Le droit à l’oubli sur internet et ses limites : une analyse juridique

Le développement rapide d’internet a considérablement transformé nos vies et notre façon de communiquer. Cependant, il a également soulevé des questions cruciales concernant la protection des données personnelles et le respect de la vie privée. L’un des enjeux majeurs dans ce domaine est le droit à l’oubli, qui permet à une personne de demander la suppression de certaines informations la concernant sur internet. Dans cet article, nous nous pencherons sur les fondements juridiques du droit à l’oubli, ses limites et les défis auxquels il fait face.

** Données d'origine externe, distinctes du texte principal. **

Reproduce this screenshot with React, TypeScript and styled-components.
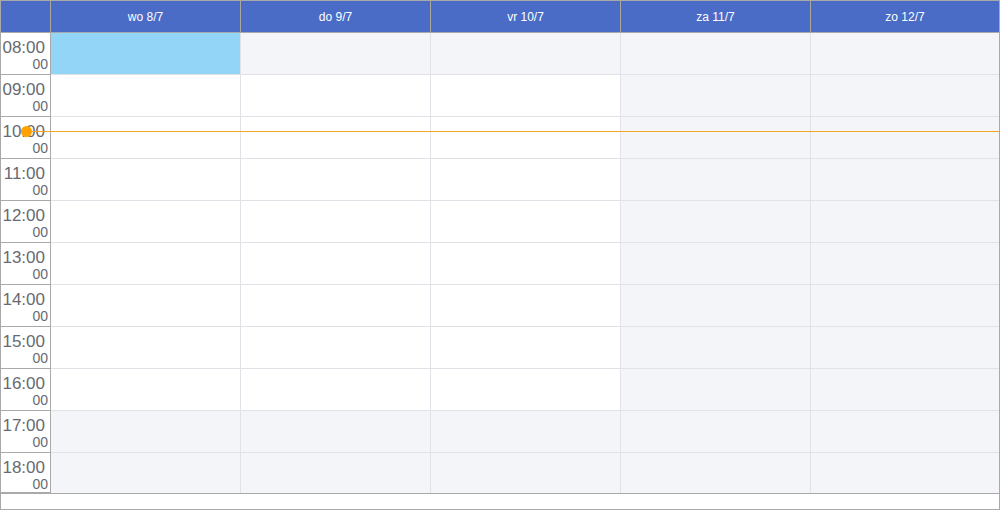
import styled, { createGlobalStyle } from 'styled-components';

const GlobalStyle = createGlobalStyle`
  html, body {
    margin: 0;
    padding: 0;
    background: #fff;
  }
  * {
    box-sizing: border-box;
  }
`;

const days = [
  { label: 'wo 8/7', weekend: false },
  { label: 'do 9/7', weekend: false },
  { label: 'vr 10/7', weekend: false },
  { label: 'za 11/7', weekend: true },
  { label: 'zo 12/7', weekend: true },
];

const hours = [8, 9, 10, 11, 12, 13, 14, 15, 16, 17, 18];

const COLS = '50px 190px 190px 190px 190px 1fr';

// Layout
const Scheduler = styled.div`
  position: relative;
  width: 1000px;
  height: 510px;
  border: 1px solid #a9a9a9;
  display: flex;
  flex-direction: column;
  font-family: 'Liberation Sans', Arial, sans-serif;
  overflow: hidden;
`;

const HeaderRow = styled.div`
  display: grid;
  grid-template-columns: ${COLS};
  height: 32px;
  background: #4a6cc6;
  border-bottom: 1px solid #a9a9a9;
`;

const HeaderCell = styled.div<{ $last?: boolean }>`
  display: flex;
  align-items: center;
  justify-content: center;
  color: #fff;
  font-size: 12px;
  border-right: ${({ $last }) => ($last ? 'none' : '1px solid #aaa79c')};
`;

const Body = styled.div`
  position: relative;
  display: grid;
  grid-template-columns: ${COLS};
  grid-template-rows: repeat(10, 42px) 40px;
  border-bottom: 1px solid #a9a9a9;
`;

const TimeCell = styled.div`
  display: flex;
  flex-direction: column;
  align-items: flex-end;
  padding: 6px 5px 0 0;
  border-right: 1px solid #a9a9a9;
  border-bottom: 1px solid #a9a9a9;
  color: #676a71;
  &:nth-last-child(6) {
    border-bottom: none;
  }
`;

const Hour = styled.span`
  font-size: 17px;
  line-height: 18px;
`;

const Minutes = styled.span`
  font-size: 14px;
  line-height: 15px;
  margin-right: -3px;
`;

const Slot = styled.div<{ $tone: 'work' | 'off' | 'selected'; $last?: boolean; $bottom?: boolean }>`
  background: ${({ $tone }) =>
    $tone === 'selected' ? '#93d5f6' : $tone === 'work' ? '#ffffff' : '#f4f5f9'};
  border-bottom: ${({ $bottom }) => ($bottom ? 'none' : '1px solid #e1e2e8')};
  border-right: ${({ $last }) => ($last ? 'none' : '1px solid #e1e2e8')};
`;

const NowLine = styled.div`
  position: absolute;
  left: 25px;
  right: 0;
  top: 98px;
  height: 1px;
  background: #f2a626;
`;

const NowDot = styled.div`
  position: absolute;
  left: 20px;
  top: 93px;
  width: 11px;
  height: 11px;
  border-radius: 50%;
  background: #ffa200;
`;

const Footer = styled.div`
  flex: 1;
`;

const pad = (n: number) => String(n).padStart(2, '0');

export default function App() {
  return (
    <>
      <GlobalStyle />
      <Scheduler>
        <HeaderRow>
          <HeaderCell />
          {days.map((d, i) => (
            <HeaderCell key={d.label} $last={i === days.length - 1}>
              {d.label}
            </HeaderCell>
          ))}
        </HeaderRow>
        <Body>
          {hours.map((h, i) => (
            <Row key={h} hour={h} last={i === hours.length - 1} />
          ))}
          <NowLine />
          <NowDot />
        </Body>
        <Footer />
      </Scheduler>
    </>
  );
}

function Row({ hour, last }: { hour: number; last: boolean }) {
  return (
    <>
      <TimeCell>
        <Hour>{pad(hour)}:00</Hour>
        <Minutes>00</Minutes>
      </TimeCell>
      {days.map((d, i) => {
        const working = !d.weekend && hour >= 9 && hour < 17;
        const tone = i === 0 && hour === 8 ? 'selected' : working ? 'work' : 'off';
        return (
          <Slot key={d.label} $tone={tone} $last={i === days.length - 1} $bottom={last} />
        );
      })}
    </>
  );
}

Les fondements juridiques du droit à l’oubli

Le droit à l’oubli trouve son origine dans la législation européenne sur la protection des données personnelles. La Directive 95/46/CE, adoptée en 1995, posait déjà les bases d’un droit au respect de la vie privée en matière de traitement des données à caractère personnel. Toutefois, c’est avec l’arrêt Google Spain de 2014 que la Cour de justice de l’Union européenne (CJUE) a véritablement consacré le droit à l’oubli.

Dans cette affaire, un citoyen espagnol avait demandé à Google de supprimer un lien vers un article ancien relatant une saisie immobilière le concernant, arguant que cette information n’était plus pertinente. La CJUE a donné raison au plaignant, en considérant que les exploitants de moteurs de recherche devaient, sous certaines conditions, supprimer les liens vers des données personnelles qui sont « inadéquates, pas ou plus pertinentes ou excessives ».

Le droit à l’oubli a ensuite été renforcé par l’adoption du Règlement général sur la protection des données (RGPD) en 2016, qui est entré en vigueur en 2018. L’article 17 du RGPD prévoit un droit à l’effacement des données personnelles dans certaines situations, notamment lorsque ces données ne sont plus nécessaires au regard des finalités pour lesquelles elles ont été collectées ou si le consentement de la personne concernée est retiré.

Les limites du droit à l’oubli

Bien que le droit à l’oubli constitue une avancée significative pour la protection de la vie privée, il présente également des limites. Tout d’abord, ce droit n’est pas absolu : il doit être mis en balance avec d’autres droits et intérêts légitimes, tels que la liberté d’expression et d’information.

Ainsi, la CJUE a précisé dans l’arrêt Google Spain que le droit à l’oubli ne s’applique pas systématiquement lorsque la personne concernée s’y oppose. Les exploitants de moteurs de recherche doivent procéder à une évaluation au cas par cas, en tenant compte de divers critères tels que la nature des informations en cause, leur caractère sensible et le contexte dans lequel elles ont été publiées.

De plus, le droit à l’oubli ne s’applique pas de manière illimitée dans le temps. Le RGPD prévoit certes un droit à l’effacement, mais il n’impose pas aux exploitants de supprimer systématiquement les données dès qu’une demande est formulée. En pratique, la durée de conservation des données dépendra de facteurs tels que la finalité du traitement, la pertinence des informations et les obligations légales en matière de conservation.

Les défis pratiques et juridiques liés au droit à l’oubli

Le droit à l’oubli soulève également des défis pratiques et juridiques importants. L’un des principaux enjeux concerne l’applicabilité du droit à l’oubli au-delà des frontières européennes. En effet, la CJUE a été saisie de plusieurs affaires visant à déterminer si les exploitants de moteurs de recherche doivent appliquer le droit à l’oubli sur toutes leurs versions mondiales ou uniquement sur les versions européennes.

Dans un arrêt rendu en 2019, la Cour a considéré que le droit à l’oubli ne s’imposait pas aux exploitants dans leurs versions non-européennes. Toutefois, elle a également précisé que ces derniers devaient prendre des mesures pour empêcher ou sérieusement décourager l’accès depuis un État membre aux liens supprimés.

Par ailleurs, le droit à l’oubli peut entrer en conflit avec d’autres droits fondamentaux, tels que la liberté d’expression et le droit à la communication des informations. En effet, la suppression de certaines informations peut avoir des conséquences sur le débat public et la diffusion de l’information. Ainsi, les juridictions nationales et européennes sont régulièrement confrontées à des affaires complexes mettant en jeu différents droits et intérêts.

En définitive, le droit à l’oubli constitue une avancée majeure dans la protection de la vie privée sur internet, mais il n’est pas exempt de limites et de défis. Les acteurs concernés, tels que les exploitants de moteurs de recherche, doivent se montrer vigilants et procéder à des évaluations au cas par cas pour garantir un équilibre entre les différents droits et intérêts en présence. Les juridictions nationales et européennes ont également un rôle crucial à jouer pour clarifier les contours de ce droit et assurer sa mise en œuvre effective.